Michayla’s visits to Vandy started when she was diagnosed with liver cancer at 6 months old. Now, although a year of chemo treatments stopped the cancer, she needs a new liver.
Actually, about 70 percent of Michayla’s liver had to be surgically removed Rachel said, but doctors thought the remaining 30 percent would rejuvenate. They told her family that’s what usually happens, but in Michayla’s case her liver developed cirrhosis instead.
After the treatments for the cancer were complete, Rachel said, Michayla was pretty stable earlier this year. Then she started having varices bleeds caused by her damaged liver. The bleeds happen when veins in her throat rupture and cause her to vomit blood.
But her mother added, “God has truly blessed us with her. She can be at Vandy with tubes coming out everywhere in Thursday and on Monday she’s back in school like nothing happened.”
Her teacher, Vicki Shelton, agrees, saying she’s glad to be able to help the family because Michayla is so brave and sweet.

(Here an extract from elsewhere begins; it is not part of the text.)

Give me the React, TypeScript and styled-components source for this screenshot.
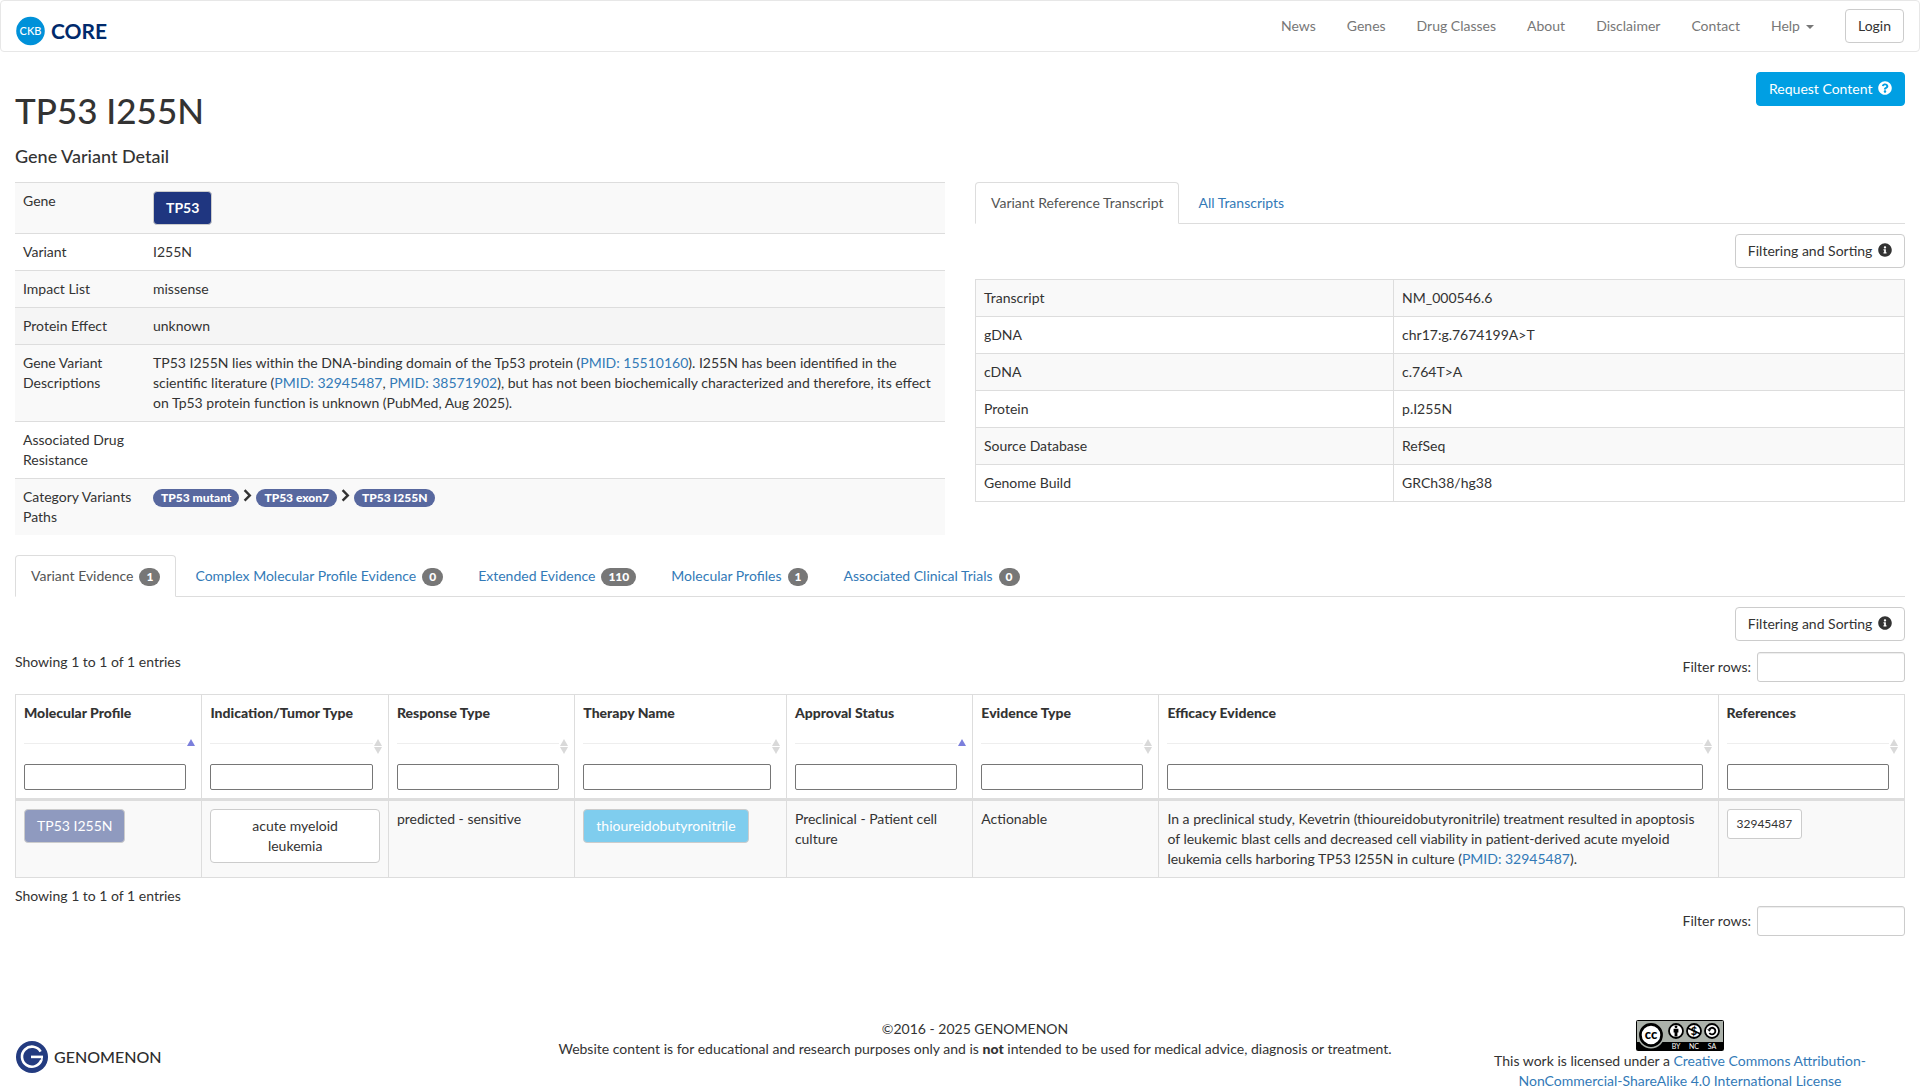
import React from "react";
import styled, { createGlobalStyle } from "styled-components";
import { FaInfoCircle, FaQuestionCircle } from "react-icons/fa";

const Global = createGlobalStyle`
  *, *::before, *::after { box-sizing: border-box; }
  body {
    margin: 0;
    background: #fff;
    color: #333;
    font-family: Lato, "Liberation Sans", sans-serif;
    font-size: 14px;
    line-height: 20px;
  }
  button, input { font-family: inherit; font-size: inherit; line-height: inherit; color: inherit; }
  a { color: #337ab7; text-decoration: none; }
  table { width: 100%; border-collapse: collapse; }
  h1, h2, p { margin: 0; font-weight: 500; }
`;

const Navbar = styled.nav`
  display: flex;
  justify-content: space-between;
  align-items: center;
  height: 52px;
  padding: 0 15px;
  border: 1px solid #e7e7e7;
  border-radius: 4px;
`;
const Brand = styled.a`
  display: flex;
  align-items: center;
  gap: 6px;
  padding-top: 10px;
  color: #002a6c;
  font-size: 21px;
  font-weight: 700;
`;
const NavLinks = styled.div`
  display: flex;
  align-items: center;
  gap: 31px;
`;
const NavLink = styled.a`
  color: #777;
`;
const Caret = styled.span`
  display: inline-block;
  margin-left: 6px;
  vertical-align: middle;
  border-top: 4px solid;
  border-left: 4px solid transparent;
  border-right: 4px solid transparent;
`;

type Tone = "plain" | "request" | "gene" | "profile" | "therapy";
const tones: Record<Tone, [string, string, string]> = {
  plain: ["#fff", "#333", "#ccc"],
  request: ["#009fe3", "#fff", "#009fe3"],
  gene: ["#1f3680", "#fff", "#ccc"],
  profile: ["#8f9abf", "#fff", "#ccc"],
  therapy: ["#7fcdee", "#fff", "#ccc"],
};
const Button = styled.button<{ $tone?: Tone; $small?: boolean; $strong?: boolean }>`
  padding: ${(p) => (p.$small ? "5px 9px" : "6px 12px")};
  border: 1px solid ${(p) => tones[p.$tone ?? "plain"][2]};
  border-radius: ${(p) => (p.$small ? 3 : 4)}px;
  background: ${(p) => tones[p.$tone ?? "plain"][0]};
  color: ${(p) => tones[p.$tone ?? "plain"][1]};
  font-size: ${(p) => (p.$small ? 12 : 14)}px;
  font-weight: ${(p) => (p.$strong ? 700 : 400)};
  line-height: ${(p) => (p.$small ? 18 : 20)}px;
  text-align: center;
  cursor: pointer;
  svg { margin-left: 2px; vertical-align: -1px; }
`;

const Page = styled.main`
  padding: 20px 15px 0;
`;
const TitleRow = styled.header`
  display: flex;
  justify-content: space-between;
  align-items: flex-start;
`;
const Title = styled.h1`
  padding-top: 18px;
  font-size: 35px;
  line-height: 40px;
`;
const Subtitle = styled.h2`
  padding: 16px 0;
  font-size: 18px;
  line-height: 20px;
`;
const Columns = styled.div`
  display: grid;
  grid-template-columns: 1fr 1fr;
  gap: 30px;
  margin-bottom: 20px;
`;

const DetailTable = styled.table`
  tr { border-top: 1px solid #ddd; }
  tr:nth-child(odd) { background: #f9f9f9; }
  tr:nth-child(4) { background: #f5f5f5; }
  th, td { padding: 8px; text-align: left; vertical-align: top; font-weight: 400; }
  th { width: 130px; }
  td { height: 36px; }
`;
const PathList = styled.div`
  display: flex;
  align-items: flex-start;
  gap: 4px;
  padding-top: 2px;
`;
const PathLabel = styled.a`
  padding: 3px 8px;
  border-radius: 10px;
  background: #58689f;
  color: #fff;
  font-size: 12px;
  line-height: 12px;
  font-weight: 900;
`;

const Tabs = styled.div`
  display: flex;
  gap: 3px;
  margin-bottom: 10px;
  border-bottom: 1px solid #ddd;
`;
const Tab = styled.button<{ $active?: boolean }>`
  margin-bottom: -1px;
  padding: 10px 15px;
  border: 1px solid ${(p) => (p.$active ? "#ddd" : "transparent")};
  border-bottom-color: ${(p) => (p.$active ? "#fff" : "transparent")};
  border-radius: 4px 4px 0 0;
  background: ${(p) => (p.$active ? "#fff" : "transparent")};
  color: ${(p) => (p.$active ? "#555" : "#337ab7")};
  white-space: nowrap;
  cursor: pointer;
`;
const Badge = styled.span`
  display: inline-block;
  margin-left: 6px;
  padding: 3px 7px;
  border-radius: 10px;
  background: #777;
  color: #fff;
  font-size: 12px;
  line-height: 12px;
  font-weight: 900;
  vertical-align: middle;
`;
const RightRow = styled.div`
  display: flex;
  justify-content: flex-end;
  margin-bottom: 11px;
`;

const TranscriptTable = styled.table`
  tr:nth-child(odd) { background: #f9f9f9; }
  th, td { padding: 8px; border: 1px solid #ddd; text-align: left; font-weight: 400; }
  th { width: 45%; }
`;

const FilterLabel = styled.label`
  display: flex;
  align-items: center;
  justify-content: flex-end;
  gap: 6px;
`;
const FilterInput = styled.input`
  width: 148px;
  height: 30px;
  padding: 5px 10px;
  border: 1px solid #ccc;
  border-radius: 3px;
  background: #fff;
  box-shadow: inset 0 1px 1px rgba(0, 0, 0, 0.075);
`;
const InfoBar = styled.div<{ $below?: boolean }>`
  display: flex;
  justify-content: space-between;
  padding: ${(p) => (p.$below ? "8px 0 0" : "0 0 12px")};
`;
const InfoText = styled.p`
  font-weight: 400;
`;
const LowFilter = styled.div`
  padding-top: 20px;
`;

const EvidenceTable = styled.table`
  table-layout: fixed;
  th, td { border: 1px solid #ddd; padding: 8px; text-align: left; vertical-align: top; }
  th { padding-right: 6px; border-bottom-width: 3px; }
  td { height: 77px; background: #f9f9f9; }
`;
const Head = styled.div`
  display: grid;
  grid-template-columns: 1fr 8px;
  column-gap: 1px;
`;
const HeadLabel = styled.label`
  grid-column: 1 / -1;
  margin-bottom: 16px;
  font-weight: 900;
`;
const Rule = styled.hr`
  width: 100%;
  margin: 4px 0 20px;
  border: 0;
  border-top: 1px solid #eee;
`;
const SortButton = styled.button`
  display: block;
  height: 15px;
  padding: 0;
  border: 0;
  background: none;
  cursor: pointer;
  svg { display: block; }
`;
const ColumnInput = styled.input`
  min-width: 0;
  width: 100%;
  height: 26px;
  padding: 1px 2px;
  border: 1px solid #767676;
  border-radius: 2px;
  background: #fff;
  font-weight: 400;
`;

const Footer = styled.footer`
  display: grid;
  grid-template-columns: 1fr 2fr 1fr;
  margin-top: 83px;
`;
const FootLogo = styled.a`
  display: flex;
  align-items: center;
  align-self: start;
  gap: 6px;
  padding: 22px 0 0 16px;
  color: #2d2d2d;
  font-size: 16px;
  font-weight: 500;
`;
const FootText = styled.div`
  padding-left: 30px;
  text-align: center;
  strong { font-weight: 900; }
`;
const License = styled.div`
  padding: 1px 15px 0;
  text-align: center;
  svg { display: block; margin: 0 auto; }
`;

const Chevron = () => (
  <svg width="9" height="14" viewBox="0 0 9 14" aria-hidden="true">
    <path d="M1.6 1.2 L6.8 6.4 L1.6 11.6" fill="none" stroke="#333" strokeWidth="2.4" />
  </svg>
);

const SortIcon = ({ sorted }: { sorted?: boolean }) => (
  <svg width="8" height="15" viewBox="0 0 8 15" aria-hidden="true">
    <path d="M4 0 L8 7 H0 Z" fill={sorted ? "#7b7fdc" : "#d9d9d9"} />
    {!sorted && <path d="M0 8 H8 L4 15 Z" fill="#d9d9d9" />}
  </svg>
);

const CkbLogo = () => (
  <svg width="29" height="30" viewBox="0 0 29 30" aria-hidden="true">
    <circle cx="14.5" cy="15" r="14.3" fill="#0091d9" />
    <text x="14.5" y="19" textAnchor="middle" fontSize="11" fontWeight="500" fill="#fff">CKB</text>
  </svg>
);

const GenomenonMark = () => (
  <svg width="32" height="32" viewBox="0 0 32 32" aria-hidden="true">
    <circle cx="16" cy="16" r="16" fill="#233b80" />
    <path d="M24.6 10.6 A10 10 0 1 0 25.4 19" fill="none" stroke="#fff" strokeWidth="2.6" />
    <path d="M15 15.9 H27" stroke="#fff" strokeWidth="2.6" />
    <path d="M25.9 16 V19.6" stroke="#fff" strokeWidth="1.6" />
  </svg>
);

const CcBadge = () => (
  <svg width="88" height="31" viewBox="0 0 88 31" role="img" aria-label="Creative Commons License">
    <rect x="0.5" y="0.5" width="87" height="30" rx="1" fill="#abb1aa" stroke="#000" />
    <rect x="1" y="22" width="86" height="8" fill="#000" />
    <circle cx="15" cy="15" r="13.5" fill="#abb1aa" />
    <circle cx="15" cy="15" r="10.6" fill="#fff" stroke="#000" strokeWidth="2.6" />
    <text x="15" y="19" textAnchor="middle" fontSize="13" fontWeight="900">cc</text>
    <circle cx="40" cy="11" r="7" fill="#fff" stroke="#000" strokeWidth="1.8" />
    <circle cx="40" cy="6.8" r="1.4" />
    <path d="M37.6 8.8 H42.4 V12.6 H41.4 V16.4 H38.6 V12.6 H37.6 Z" />
    <circle cx="58" cy="11" r="7" fill="#fff" stroke="#000" strokeWidth="1.8" />
    <text x="58" y="15" textAnchor="middle" fontSize="11" fontWeight="900">$</text>
    <path d="M51.6 8 L64.6 14" stroke="#000" strokeWidth="1.4" />
    <circle cx="76" cy="11" r="7" fill="#fff" stroke="#000" strokeWidth="1.8" />
    <path d="M73.2 9.4 A3.3 3.3 0 1 1 73.4 13" fill="none" stroke="#000" strokeWidth="1.9" />
    <path d="M71.2 9.2 H75.4 L73.3 11.8 Z" />
    <g fill="#fff" fontSize="7" fontWeight="400" textAnchor="middle">
      <text x="40" y="29">BY</text>
      <text x="58" y="29">NC</text>
      <text x="76" y="29">SA</text>
    </g>
  </svg>
);

const Pmid = ({ id }: { id: string }) => <a href={`#pmid-${id}`}>{`PMID: ${id}`}</a>;

const FilterHelp = () => (
  <RightRow>
    <Button type="button">Filtering and Sorting <FaInfoCircle size={14} /></Button>
  </RightRow>
);

const navItems = ["News", "Genes", "Drug Classes", "About", "Disclaimer", "Contact"];

const transcript = [
  ["Transcript", "NM_000546.6"],
  ["gDNA", "chr17:g.7674199A>T"],
  ["cDNA", "c.764T>A"],
  ["Protein", "p.I255N"],
  ["Source Database", "RefSeq"],
  ["Genome Build", "GRCh38/hg38"],
];

const evidenceTabs: [string, number][] = [
  ["Variant Evidence", 1],
  ["Complex Molecular Profile Evidence", 0],
  ["Extended Evidence", 110],
  ["Molecular Profiles", 1],
  ["Associated Clinical Trials", 0],
];

const columns = [
  { name: "Molecular Profile", width: "9.87%", sorted: true },
  { name: "Indication/Tumor Type", width: "9.87%" },
  { name: "Response Type", width: "9.87%" },
  { name: "Therapy Name", width: "11.2%" },
  { name: "Approval Status", width: "9.87%", sorted: true },
  { name: "Evidence Type", width: "9.85%" },
  { name: "Efficacy Evidence", width: "29.6%" },
  { name: "References", width: "9.87%" },
];

export default function App() {
  return (
    <>
      <Global />
      <Navbar>
        <Brand href="#home"><CkbLogo />CORE</Brand>
        <NavLinks>
          {navItems.map((n) => <NavLink key={n} href="#nav">{n}</NavLink>)}
          <NavLink href="#help">Help<Caret /></NavLink>
          <Button type="button">Login</Button>
        </NavLinks>
      </Navbar>

      <Page>
        <TitleRow>
          <Title>TP53 I255N</Title>
          <Button type="button" $tone="request">Request Content <FaQuestionCircle size={14} /></Button>
        </TitleRow>
        <Subtitle>Gene Variant Detail</Subtitle>

        <Columns>
          <DetailTable>
            <tbody>
              <tr><th scope="row">Gene</th><td><Button type="button" $tone="gene" $strong>TP53</Button></td></tr>
              <tr><th scope="row">Variant</th><td>I255N</td></tr>
              <tr><th scope="row">Impact List</th><td>missense</td></tr>
              <tr><th scope="row">Protein Effect</th><td>unknown</td></tr>
              <tr>
                <th scope="row">Gene Variant Descriptions</th>
                <td>
                  TP53 I255N lies within the DNA-binding domain of the Tp53 protein (<Pmid id="15510160" />). I255N has
                  been identified in the scientific literature (<Pmid id="32945487" />, <Pmid id="38571902" />), but has
                  not been biochemically characterized and therefore, its effect on Tp53 protein function is unknown
                  (PubMed, Aug 2025).
                </td>
              </tr>
              <tr><th scope="row">Associated Drug Resistance</th><td /></tr>
              <tr>
                <th scope="row">Category Variants Paths</th>
                <td>
                  <PathList>
                    <PathLabel href="#mutant">TP53 mutant</PathLabel>
                    <Chevron />
                    <PathLabel href="#exon7">TP53 exon7</PathLabel>
                    <Chevron />
                    <PathLabel href="#i255n">TP53 I255N</PathLabel>
                  </PathList>
                </td>
              </tr>
            </tbody>
          </DetailTable>

          <section>
            <Tabs role="tablist">
              <Tab type="button" role="tab" aria-selected $active>Variant Reference Transcript</Tab>
              <Tab type="button" role="tab">All Transcripts</Tab>
            </Tabs>
            <FilterHelp />
            <TranscriptTable>
              <tbody>
                {transcript.map(([k, v]) => (
                  <tr key={k}><th scope="row">{k}</th><td>{v}</td></tr>
                ))}
              </tbody>
            </TranscriptTable>
          </section>
        </Columns>

        <Tabs role="tablist">
          {evidenceTabs.map(([name, count], i) => (
            <Tab key={name} type="button" role="tab" aria-selected={i === 0} $active={i === 0}>
              {name}<Badge>{count}</Badge>
            </Tab>
          ))}
        </Tabs>
        <FilterHelp />
        <InfoBar>
          <InfoText>Showing 1 to 1 of 1 entries</InfoText>
          <FilterLabel>Filter rows:<FilterInput type="search" /></FilterLabel>
        </InfoBar>
        <EvidenceTable>
          <colgroup>
            {columns.map((c) => <col key={c.name} style={{ width: c.width }} />)}
          </colgroup>
          <thead>
            <tr>
              {columns.map((c, i) => (
                <th key={c.name} scope="col">
                  <Head>
                    <HeadLabel htmlFor={`column-${i}`}>{c.name}</HeadLabel>
                    <Rule />
                    <SortButton type="button" aria-label={`Sort by ${c.name}`}>
                      <SortIcon sorted={c.sorted} />
                    </SortButton>
                    <ColumnInput id={`column-${i}`} type="text" />
                  </Head>
                </th>
              ))}
            </tr>
          </thead>
          <tbody>
            <tr>
              <td><Button type="button" $tone="profile">TP53 I255N</Button></td>
              <td><Button type="button">acute myeloid leukemia</Button></td>
              <td>predicted - sensitive</td>
              <td><Button type="button" $tone="therapy">thioureidobutyronitrile</Button></td>
              <td>Preclinical - Patient cell culture</td>
              <td>Actionable</td>
              <td>
                In a preclinical study, Kevetrin (thioureidobutyronitrile) treatment resulted in apoptosis of leukemic
                blast cells and decreased cell viability in patient-derived acute myeloid leukemia cells harboring TP53
                I255N in culture (<Pmid id="32945487" />).
              </td>
              <td><Button type="button" $small>32945487</Button></td>
            </tr>
          </tbody>
        </EvidenceTable>
        <InfoBar $below>
          <InfoText>Showing 1 to 1 of 1 entries</InfoText>
          <LowFilter>
            <FilterLabel>Filter rows:<FilterInput type="search" /></FilterLabel>
          </LowFilter>
        </InfoBar>
      </Page>

      <Footer>
        <FootLogo href="#genomenon"><GenomenonMark />GENOMENON</FootLogo>
        <FootText>
          ©2016 - 2025 GENOMENON<br />
          Website content is for educational and research purposes only and is <strong>not</strong> intended to be used
          for medical advice, diagnosis or treatment.
        </FootText>
        <License>
          <CcBadge />
          This work is licensed under a{" "}
          <a href="#license">Creative Commons Attribution-NonCommercial-ShareAlike 4.0 International License</a>
        </License>
      </Footer>
    </>
  );
}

A bad bleed last September meant Michayla had to be taken to Vandy by LifeFlight helicopter. The incident led to her being moved to near the top of the list for a transplant.
And since the procedure costs about $500,000 and not all of that is covered by insurance, the family was referred to Children’s Organ Transplant Association (COTA). The organization helps families raise the money needed to pay expenses not covered by insurance. The money remains in an account for the patient until it’s needed for any transplant related expenses.
“Transplant patients have to deal with rejection problems the rest of their lives,” Rachel said. “COTA means if she has a rejection at 45 and needs the money, it will still be there.”
Doctors at Vandy said about two weeks ago that Michayla would probably get a new liver within a month, so her family is planning on rushing her back to Vandy any day.
They see that as fortunate, too, since up until about a year ago the nearest hospital that did liver transplants was in Philadelphia. Now, however, there is a doctor at Vandy who does the surgery.
When Michayla moved up the list, her classmates and teacher decided it was time to help.
Shelton said she told the principal about Michayla’s problems, and he agreed the school should help.
So T-shirts which say “Michayla’s Rays of Hope” and feature a bright sun face, were designed and the students and teachers started selling them. So far they have raised $7,000 to help Michayla and her family.
Southside also is going to have a special Michayla’s Rays of Hope fun day at the school Friday. School officials plan to present a check to her family during an assembly Friday morning.
Anyone wishing to help can attend the fun day.
One of Michayla’s favorite games to play with her mom is a “pinky-promise.” They link pinky fingers and promise, “to have lunch together, to tell the real, actual truth,” or sometimes that, “This won’t hurt.”
Anyone who would like to make a “pinky promise” to help this brave little girl can make a donation through Bank of America to an account called COTA for Michayla Nelson’s Rays of Hope fun day at the school Friday.